Nearly a quarter of British workers are furloughed, with 6.5 million people at risk of job losses. And this is happening in a country where 15.5 million people were already living in poverty – over 8 million of them in working families. The current economic settlement is broken, and the current crisis throws its fragments on a bonfire. Means testing individual need in the face of this inferno is as absurd as it is impractical. We need the simplest possible policy for making sure each of us can live a good life, and that nobody is pushed into destitution.

The government’s immediate economic response is undoubtedly the most rapid expansion of state support in decades. But even with the tens of billions spent, every day we hear of more and more people falling through the holes in a safety net which was never really designed to support them.

It’s clear that only universal and unconditional protection ensures that nobody is left behind. But even in this time of emergency, the official opposition refuses to call for a UBI. In fact, Dodds wouldn’t even commit to outlining any stipulations which might accompany state aid or bailouts for companies like Virgin. Again, it was down to the good old BBC to even suggest the idea.

While Labour remains disappointing, it’s only fair to make the distinction with the position of our actual chancellor Rishi Sunak, whose recent remarks about workers being “addicted” to the furlough scheme were simply vile. While trailing the idea of cutting state support from 80% of wages to 60% (60% of median earnings is the definition of relative poverty, by the way) Sunak revealed the logic of austerity to be alive and well at the heart of Conservative government.

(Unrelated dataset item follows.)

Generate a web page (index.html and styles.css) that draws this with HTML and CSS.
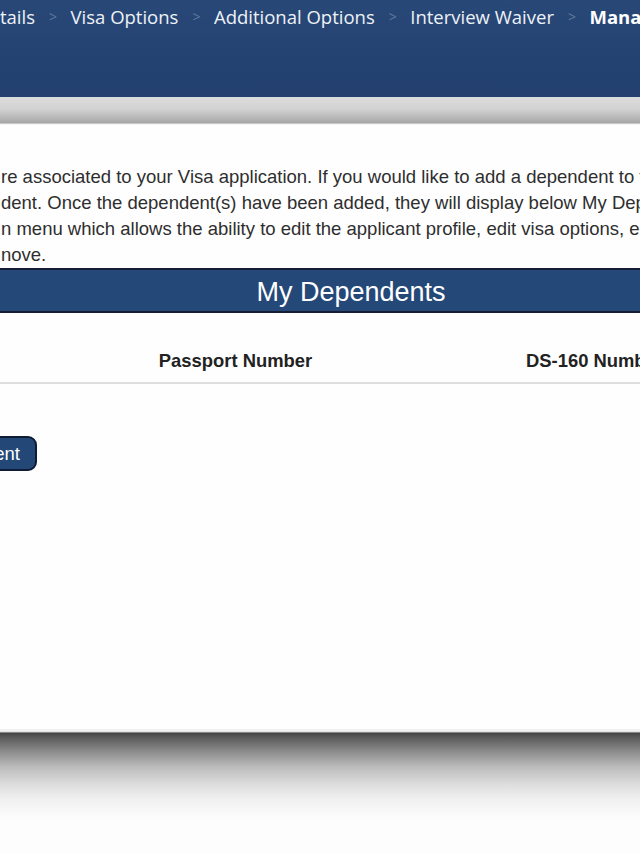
FILE: index.html
```html
<!DOCTYPE html>
<html lang="en">
<head>
<meta charset="utf-8">
<title>Manage Dependents</title>
<link rel="stylesheet" href="styles.css">
</head>
<body>
<div class="viewport">
  <header class="topbar">
    <nav class="crumbs">
      <span class="crumb">tails</span>
      <span class="sep">&gt;</span>
      <span class="crumb">Visa Options</span>
      <span class="sep">&gt;</span>
      <span class="crumb">Additional Options</span>
      <span class="sep">&gt;</span>
      <span class="crumb">Interview Waiver</span>
      <span class="sep">&gt;</span>
      <span class="crumb current">Manage Dependents</span>
    </nav>
  </header>
  <div class="subbar"></div>
  <main class="content">
    <p class="intro"><span class="line">re associated to your Visa application. If you would like to add a dependent to this application</span><span class="line">dent. Once the dependent(s) have been added, they will display below My Dependents.</span><span class="line">n menu which allows the ability to edit the applicant profile, edit visa options, edit</span><span class="line">nove.</span></p>
    <section class="dependents">
      <h2 class="band"><span class="band-title">My Dependents</span></h2>
      <div class="thead">
        <div class="th"></div>
        <div class="th">Passport Number</div>
        <div class="th">DS-160 Number</div>
      </div>
      <div class="actions">
        <button class="btn" type="button">Add Dependent</button>
      </div>
    </section>
  </main>
  <div class="footer-shadow"></div>
</div>
</body>
</html>
```
FILE: styles.css
```css
html, body {
  margin: 0;
  padding: 0;
  background: #fdfdfd;
}
.viewport {
  width: 640px;
  height: 853px;
  overflow: hidden;
  display: flex;
  flex-direction: column;
}
.topbar {
  height: 97px;
  flex: none;
  background: linear-gradient(#284877, #223f6e);
  overflow: hidden;
}
.crumbs {
  display: flex;
  align-items: center;
  white-space: nowrap;
  height: 33px;
  font-family: "Open Sans", "Liberation Sans", sans-serif;
  font-size: 18.5px;
  color: #eef2f7;
}
.crumb.current {
  font-weight: 700;
  color: #ffffff;
}
.sep {
  font-size: 14px;
  color: #62789c;
  margin: 0 13.5px 0 14px;
}
.subbar {
  height: 28px;
  flex: none;
  background: linear-gradient(#d3d9e2 0, #dcdcdc 1px, #d2d2d2 12px, #aaaaaa 25px, #a0a0a0 26px, #f4f4f4 27px);
}
.content {
  height: 604px;
  flex: none;
  background: #fefefe;
  overflow: hidden;
}
.intro {
  margin: 0;
  padding-top: 39px;
  font-family: "Liberation Sans", Arial, sans-serif;
  font-size: 18.5px;
  line-height: 26px;
  color: #2e2e2e;
  white-space: nowrap;
}
.line {
  display: block;
  padding-left: 1px;
}
.band {
  margin: 0;
  height: 41px;
  border-top: 2px solid #161d36;
  border-bottom: 2px solid #161d36;
  background: #244878;
}
.band-title {
  display: block;
  width: 702px;
  padding-top: 3px;
  text-align: center;
  font-family: "Liberation Sans", Arial, sans-serif;
  font-weight: 400;
  font-size: 27px;
  line-height: 38px;
  color: #ffffff;
}
.thead {
  display: grid;
  grid-template-columns: 56px 359px 359px;
  padding-top: 37px;
  padding-bottom: 10px;
  border-bottom: 2px solid #dedede;
  font-family: "Liberation Sans", Arial, sans-serif;
  font-weight: 700;
  font-size: 18.4px;
  line-height: 22px;
  color: #222;
  white-space: nowrap;
}
.th {
  text-align: center;
}
.actions {
  padding-top: 52px;
}
.btn {
  display: block;
  width: 150px;
  height: 35px;
  margin-left: -113px;
  padding: 0 15px 0 0;
  text-align: right;
  border: 2px solid #0f1c36;
  border-radius: 9px;
  background: #234878;
  color: #ffffff;
  font-family: "Liberation Sans", Arial, sans-serif;
  font-size: 18.5px;
}
.footer-shadow {
  flex: 1;
  background: linear-gradient(#f0f0f0 0, #f0f0f0 1px, #fafafa 2px, #d0d0d0 3px, #444 4px, #5a5a5a 8px, #8a8a8a 22px, #bcbcbc 38px, #dedede 56px, #f0f0f0 70px, #f9f9f9 84px, #fdfdfd 90px);
}
```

Make no mistake, these extraordinary measures are not borne of an equally extraordinary Conservative U-turn on social security. They are holding their noses to prop up the failing and unfair economic system, and they will yank away this support as soon as they can. Left unchallenged, the axe of austerity will fall on the most vulnerable once again, to a degree which will make the 2010s look like state socialism.

Nonetheless, while there is an important distinction to be made between Labour and the Tories, they are both beholden to the same belief that paid work is a moral prerequisite for accessing the basic necessities of life like food and housing. Universal basic income says proudly that each of us is deserving of a dignified life, whether or not we are deemed economically productive especially when that toil is often in a pointless job which serves to make men like Richard Branson even richer while driving our climate off a cliff.

So given the obvious benefits of universal basic income, especially in the context of the current crisis, why is it down to Radio 4 presenters to coax a frontbencher from the main opposition party to even discuss it?

In most European countries, it would be easier to have a public conversation about the merits of a policy like universal basic income, because most countries don’t have a political system which locks out fresh ideas. If we had a more proportional voting system, we’d have more Greens in power, and we’d have a more vibrant plurality of thought in the public sphere – not the same tired old ideas from the same tired old parties on the same tired old BBC shows. Change the system and you change lives.

Other European countries aren’t just talking about universal basic income, they’re putting it into action. In Finland – a country which has proportional representation, incidentally – they trailed a basic income and a two year study found that it provided greater financial stability and mental health benefits, without offering any disincentive to work. It just meant people could be more flexible, creative and entrepreneurial.

These are the ideas we need to be implementing to get through the multifaceted crises of the century ahead, but we have an establishment consensus which won’t even discuss them. Never has it been more obvious that we need a new hopeful economic and political settlement, and never has it been more important that we win it. But if even our official opposition won’t give ideas like universal basic income a fair hearing, it again falls to the Greens to lead where others will, one day, follow.